锂离子电池的发展存在比能量低，安全性差等问题，开发锂离子电池新型电极材料是解决电池存在问题的有效途径。过渡金属氧化物 MO（M= Co, Ni, Cu, Fe, Cr）作为锂离子电池负极材料由于其比容量高，来源丰富，廉价易得等特点受到普遍关注。项目针对影响过渡金属氧化物电化学性能的表面性质和动力学性质进行了系统的分析与研究。该项目拟采用热氧化技术，制备不含导电剂和粘结剂的氧化物薄膜电极，用作锂电池负极材料。通过GIXRD、XPS、ToF-SIMS，AFM，SEM等分析表征手段对电极材料电化学前后的结构，形貌和光谱学性质进行表征，系统考察电解液和电极反应后的表面和界面性质，对反应后的电极材料进行结构分析，验证电极的转化储锂机理，并对该类材料的动力学性质运用电化学和光谱学两种方法进行评估，最后针对金属氧化物体积膨胀大，导电性差的特点，开发叠层生长制备金属氧化物/石墨烯复合材料薄膜电极的方法。

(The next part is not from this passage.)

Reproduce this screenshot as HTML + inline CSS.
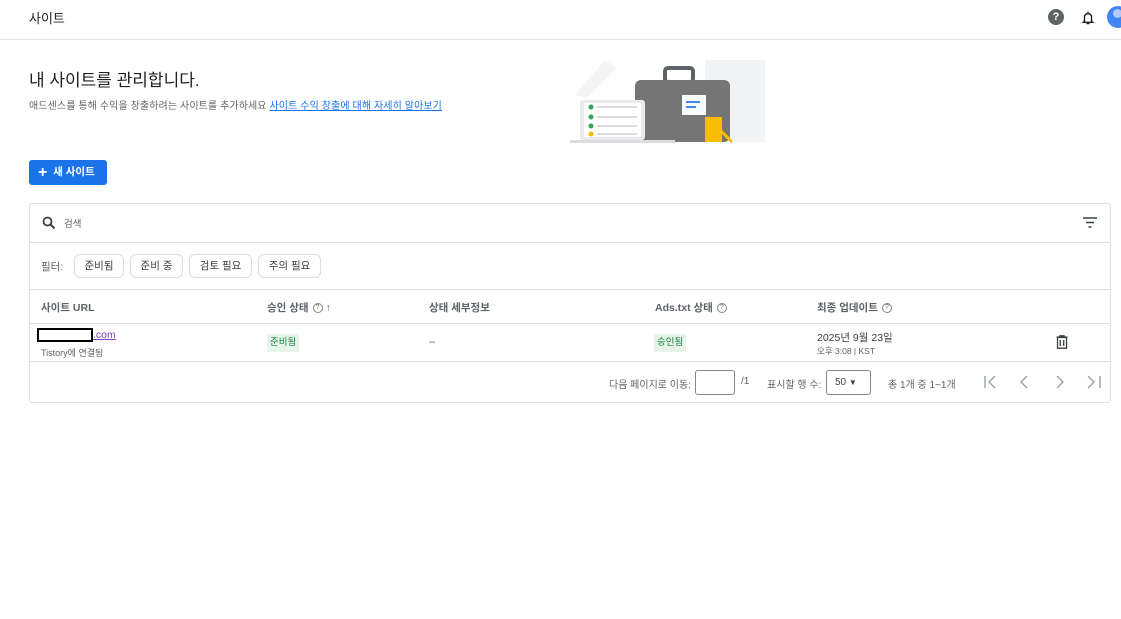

lithium-ion batteries suffer problems of low specific capacity and poor security. Development of novel electrode materials for lithium-ion batteries is an effective way to solve the problems. Transition metal oxides MO (M = Co, Ni, Cu, Fe, Cr), as the anode materials for lithium-ion batteries, have attracted attention due to its high specific capacity, environmental friendliness, abundance, and low cost. In this project, surface science and kinetic properties of the transition metal oxides were analyzed and studied. The project intends to adopt thermal oxidation method and epitaxial growth method to prepare thin film electrode without conductive additive and binder as anode for lithium-ion batteries. GIXRD, XPS, ToF-SIMS, AFM, SEM and other analysis tools are applied to characterize the structure, morphology and spectral properties of the electrode materials before and after electrochemical process. The surface and interfacial properties of electrode and electrolyte, the electrode structure after the electrochemical reaction, the mechanism of lithium storage are studied systematically, and the kinetic properties are evaluated by electrochemical and spectroscopic methods, respectively. Finally, to overcome the obstacles of large volume expansion and poor conductivity of transition metal oxides, laminated metal oxides/graphene composite thin film electrode is developed.